This week’s Ftag of the Week on the CMSCG Blog is part of the Resident Rights regulatory group, F576 Right to Forms of Communication with Privacy. The regulation includes several requirements for residents, including:
- Ensuring the right to “reasonable access” to use a phone, as well as a place in the facility, to make calls without being overheard. The Interpretive Guidance (IG) for F 576 clearly spells out that simply providing access to telephones located in staff offices at the facility or at nurses’ stations does not fulfill this requirement. Facilities have been cited when surveyors observed – and heard – residents on the nurses’ stations phones providing bank account numbers and other details over the phone within earshot of staff, other residents and visitors.
- Protecting and facilitating the residents’ ability to communicate both inside the facility as well as with parties outside the facility by providing reasonable access to communication devices. Reasonable access means that communication devices are easily accessible to the residents and that they have been adapted to meet the residents’ needs, such as through the use of TTY/TTD for residents with vision or hearing problems. These devices include phones, internet and writing materials. The ability to send mail must also be provided.
- Ensuring residents who are using electronic forms of communication (such as email, video chat such as Skype or an internet browser for research) are afforded with reasonable access to and privacy in their use of this communication format. General use computers are expected to be located in an area in the facility where residents have privacy with their internet use, communications and email. This is required only if this access is available in the facility and it can be at the resident’s expense if the facility incurs additional expense to provide this access to the resident. All internet usage should be in accordance with Federal and State laws.
- Protecting the residents’ right to send and receive mail, including packages and other items delivered to the facility that may not be delivered by the US postal service. Residents should have access to stationary and other materials (at their own expense) There is an expectation of privacy in this right, specifically that residents should receive their mail unopened.
It is this last requirement that proves to be the most frequently cited issue under F576. Why? The Resident Council interview on survey specifically asks residents if they receive their mail on Saturdays. How do they respond? They say they can’t remember a time when they received their mail on Saturdays, and sometimes that it is even more delayed than that. When surveyors follow up with staff, there often seem to be a lack of clear procedures for mail delivery on weekends, either due to certain departments not having staff over the weekend, such as the Business Office or Reception, and thus, mail delivery is delayed. One citation reviewed at F576 stated that since mail was not being delivered to residents on Saturdays, the residents were being denied “the same rights as other citizens of the general community.” This is true – if your residents lived in a community-based setting, they would receive their mail on Saturdays like everyone else. That means that if you don’t have a process in place for ensuring mail is delivered timely, you need to put a plan in place.

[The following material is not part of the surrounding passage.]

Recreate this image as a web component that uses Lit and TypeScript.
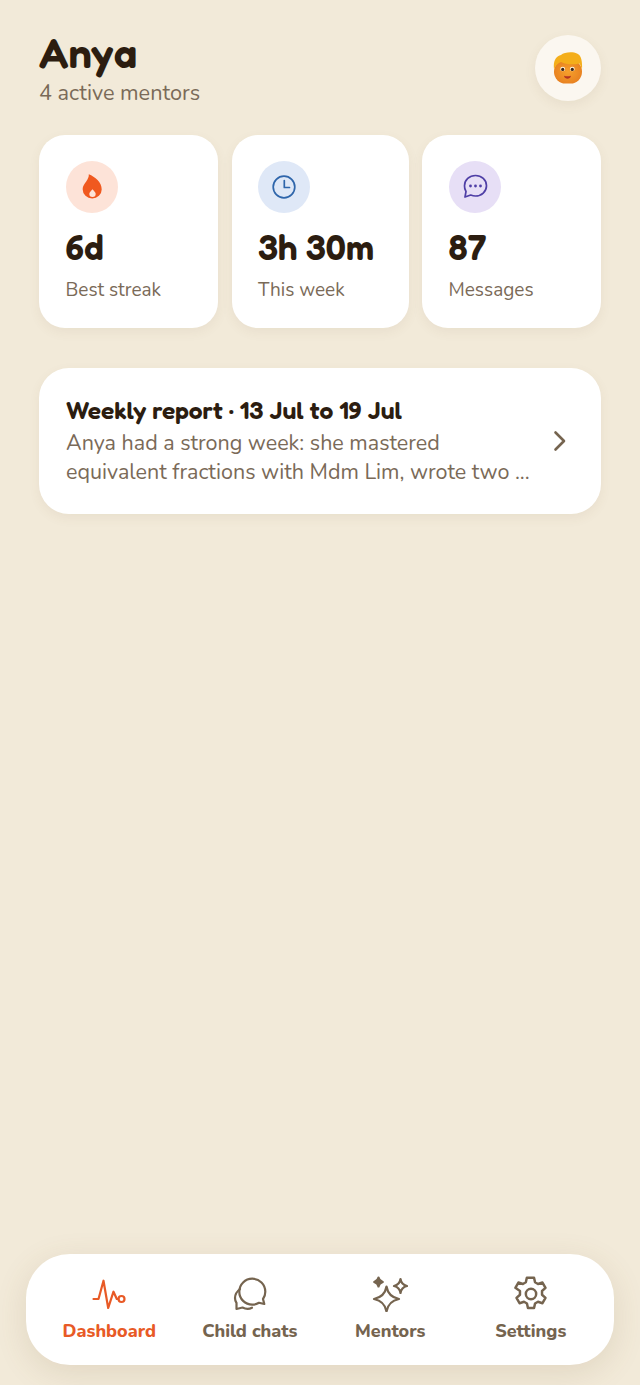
import { LitElement, html, css, svg } from "lit";
import { customElement } from "lit/decorators.js";

const stats = [
  { tone: "fire", value: "6d", label: "Best streak", size: 26, icon: svg`<path fill="#f0591f" d="M9.800 .3C16 3 22.700 8 22.700 15.500A9.500 9 0 0 1 3.700 15.500C3.700 11.500 6 9.500 7.500 7 8.800 5 10 3 9.800 .3Z"/><path fill="#fde3d8" d="M13.500 15.300C15 17 16.700 18.500 16.700 19.700a3.200 3.200 0 0 1-6.400 0C10.300 18.500 12 17 13.500 15.300Z"/>` },
  { tone: "time", value: "3h 30m", label: "This week", size: 24, icon: svg`<g fill="none" stroke="#2f66ab" stroke-width="1.700" stroke-linecap="round" stroke-linejoin="round"><circle cx="12" cy="12" r="10.800"/><path d="M12.300 5.500V12.500H17.500"/></g>` },
  { tone: "msg", value: "87", label: "Messages", size: 26, icon: svg`<path fill="none" stroke="#4f3fa6" stroke-width="1.700" stroke-linejoin="round" d="M13.500 1.500c6 0 11 4.500 11 10.300s-5 10.200-11 10.200c-1.700 0-3.300-.4-4.800-1l-5.700 2 1-5.500A10 10 0 0 1 2.500 11.800C2.500 6 7.500 1.500 13.500 1.500Z"/><g fill="#4f3fa6"><circle cx="8.500" cy="12" r="1.400"/><circle cx="13.500" cy="12" r="1.400"/><circle cx="18.500" cy="12" r="1.400"/></g>` },
];

const nav = [
  { label: "Dashboard", active: true, icon: svg`<path d="M2.500 23H7.500L12.500 4.700 17.200 32 22.500 15.700 25.800 23H27.500"/><circle cx="30.500" cy="23" r="3"/>` },
  { label: "Child chats", icon: svg`<path d="M20.300 2.700A13 13 0 1 0 20.300 28.700C23 28.700 25 28 27 26.800L32.300 28 31 23C32.500 21 33.300 18.500 33.300 15.700A13 13 0 0 0 20.300 2.700Z"/><path d="M8 13C4.800 15.500 3 18.500 3 22 3 24.500 3.800 26 4.500 27L4.500 33 10.500 31.500C13.500 33 17.500 33 20 31.700"/>` },
  { label: "Mentors", icon: svg`<path d="M14.500 10.500C15.700 17.500 19.500 21.500 27 23 19.500 24.500 15.700 28.500 14.500 35.500 13.300 28.500 9.500 24.500 2 23 9.500 21.500 13.300 17.500 14.500 10.500Z"/><path d="M28.500 3C29 6.500 31 9 35 10 31 11 29 13.500 28.500 17 28 13.500 26 11 22 10 26 9 28 6.500 28.500 3Z"/><path d="M6.500 1.500C6.800 3.800 8.200 5.200 10.800 6 8.200 6.800 6.800 8.200 6.500 10.500 6.200 8.200 4.800 6.800 2.200 6 4.800 5.200 6.200 3.800 6.500 1.500Z" fill="currentColor"/>` },
  { label: "Settings", icon: svg`<g transform="scale(1.125)"><path d="M13.300 1.500h5.400l.9 4.100 2.600 1.500 4-1.300 2.700 4.700-3.100 2.800v3.400l3.100 2.800-2.700 4.700-4-1.300-2.600 1.500-.9 4.100h-5.400l-.9-4.100-2.600-1.500-4 1.300-2.700-4.700 3.100-2.800v-3.400L2.100 10.500l2.700-4.700 4 1.300 2.600-1.500.9-4.100Z"/><circle cx="16" cy="16" r="4.600"/></g>` },
];

@customElement("app-root")
export class AppRoot extends LitElement {
  static styles = css`
    :host {
      display: flex;
      flex-direction: column;
      min-height: 1385px;
      box-sizing: border-box;
      padding: 27px 26px 20px;
      background: #f2ead9;
      font-family: "Nunito", "Lato", "Noto Sans", sans-serif;
      color: #2c1d10;
    }
    .content { padding: 0 13px; display: flex; flex-direction: column; }
    .head { display: flex; justify-content: space-between; align-items: flex-start; height: 108px; }
    .title {
      font-family: "Fredoka", "Inter", "Liberation Sans", sans-serif;
      font-weight: 650; font-size: 41.500px; line-height: 52px;
    }
    .sub { font-size: 21.700px; line-height: 24px; color: #7a6a58; margin-top: 2px; }
    .avatar {
      width: 66px; height: 66px; border-radius: 50%; background: #fbf7f0; margin-top: 8px;
      display: flex; align-items: center; justify-content: center;
      box-shadow: 0 4px 12px rgba(120, 90, 50, 0.08);
    }
    .stats { display: grid; grid-template-columns: 179fr 177fr 179fr; column-gap: 13.500px; }
    .stat {
      height: 193px; box-sizing: border-box; padding: 26px 26px 0 26.500px; background: #fff; border-radius: 26px;
      box-shadow: 0 4px 12px rgba(120, 90, 50, 0.07);
    }
    .badge { width: 52px; height: 52px; border-radius: 50%; display: flex; align-items: center; justify-content: center; }
    .fire { background: #fde3d8; }
    .time { background: #dfe8f7; }
    .msg { background: #e7dff6; }
    .value {
      font-family: "Fredoka", "Inter", "Liberation Sans", sans-serif;
      font-weight: 650; font-size: 35px; line-height: 40px; margin-top: 14px; white-space: nowrap;
    }
    .label { font-size: 19px; line-height: 24px; color: #7a6a58; margin-top: 11px; white-space: nowrap; }
    .report {
      margin-top: 40px; height: 146px; box-sizing: border-box; padding: 0 34px 0 27px; background: #fff;
      border-radius: 30px; display: flex; align-items: center; gap: 15px;
      box-shadow: 0 4px 12px rgba(120, 90, 50, 0.07);
    }
    .report-text { flex: 1; min-width: 0; }
    .report-title {
      font-family: "Fredoka", "Inter", "Liberation Sans", sans-serif;
      font-weight: 650; font-size: 24.600px; line-height: 30px; white-space: nowrap; margin-top: -1px;
    }
    .report-body { font-size: 21.500px; line-height: 29px; color: #7a6a58; white-space: nowrap; margin-top: 4px; }
    .chev { flex: none; display: block; }
    .nav {
      margin-top: auto; height: 111px; box-sizing: border-box; background: #fff; border-radius: 44px;
      display: grid; grid-template-columns: 1fr 1fr 1fr 1fr; padding: 0 13px;
      box-shadow: 0 8px 32px rgba(120, 90, 50, 0.14);
    }
    .item { display: flex; flex-direction: column; align-items: center; padding-top: 22px; color: #75644f; }
    .item svg { display: block; fill: none; stroke: currentColor; stroke-width: 2.200; stroke-linecap: round; stroke-linejoin: round; }
    .item span { font-size: 18px; line-height: 24px; font-weight: 800; margin-top: 7px; white-space: nowrap; }
    .active { color: #e85a26; }
  `;

  render() {
    return html`
      <div class="content">
        <div class="head">
          <div>
            <div class="title">Anya</div>
            <div class="sub">4 active mentors</div>
          </div>
          <div class="avatar">
            <svg width="30" height="32" viewBox="0 0 30 32" role="img" aria-label="child">
              <defs><radialGradient id="f" cx="50%" cy="50%" r="60%"><stop offset="0" stop-color="#f6a02c"/><stop offset="1" stop-color="#e67d1f"/></radialGradient></defs>
              <rect x="1" y="8" width="28" height="23.500" rx="11.500" fill="url(#f)"/>
              <path fill="#f4ae1a" d="M1 17C0 9 3 4 8 3 11 0 20-.5 24 1.500 28 3 29.500 9 29 17 28 15 27.500 13 26.500 11.500 21 13 12 12.500 8 10 5 11 3 13 1 17Z"/>
              <ellipse cx="9.700" cy="17" rx="2.400" ry="2.300" fill="#fff3dc"/><ellipse cx="19.300" cy="17" rx="2.400" ry="2.300" fill="#fff3dc"/>
              <circle cx="9.700" cy="17.400" r="1.600" fill="#3a2417"/><circle cx="19.300" cy="17.400" r="1.600" fill="#3a2417"/>
              <path fill="#b5331f" d="M11 23.800c2.300.7 4.700.7 7 0-.4 2.200-2 3-3.500 3s-3.100-.8-3.500-3Z"/>
            </svg>
          </div>
        </div>
        <div class="stats">
          ${stats.map((s) => html`
            <div class="stat">
              <div class="badge ${s.tone}"><svg width=${s.size} height=${s.size} viewBox="0 0 ${s.size} ${s.size}">${s.icon}</svg></div>
              <div class="value">${s.value}</div>
              <div class="label">${s.label}</div>
            </div>`)}
        </div>
        <div class="report">
          <div class="report-text">
            <div class="report-title">Weekly report · 13 Jul to 19 Jul</div>
            <div class="report-body">Anya had a strong week: she mastered<br>equivalent fractions with Mdm Lim, wrote two ...</div>
          </div>
          <svg class="chev" width="14" height="22" viewBox="0 0 14 22"><path d="M2.500 2.500 11 11l-8.500 8.500" fill="none" stroke="#75644f" stroke-width="2.600" stroke-linecap="round" stroke-linejoin="round"/></svg>
        </div>
      </div>
      <div class="nav">
        ${nav.map((n) => html`
          <div class="item ${n.active ? "active" : ""}">
            <svg width="36" height="36" viewBox="0 0 36 36">${n.icon}</svg>
            <span>${n.label}</span>
          </div>`)}
      </div>
    `;
  }
}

In general, reviewing these deficiencies led to identification of detailed citations by surveyors who listened to residents on the phone at the nurses’ station providing all kinds of personal information – a body rash, information regarding medications being taken, and as mentioned prior, financial information. It is essential that residents have the ability to make phone calls in private, and if they do not have a cell phone, the facility should ensure there is a backup plan to allow residents to conduct their business as needed or socialize as they wish. It might just be worth the investment for having a few cordless phones available for resident use.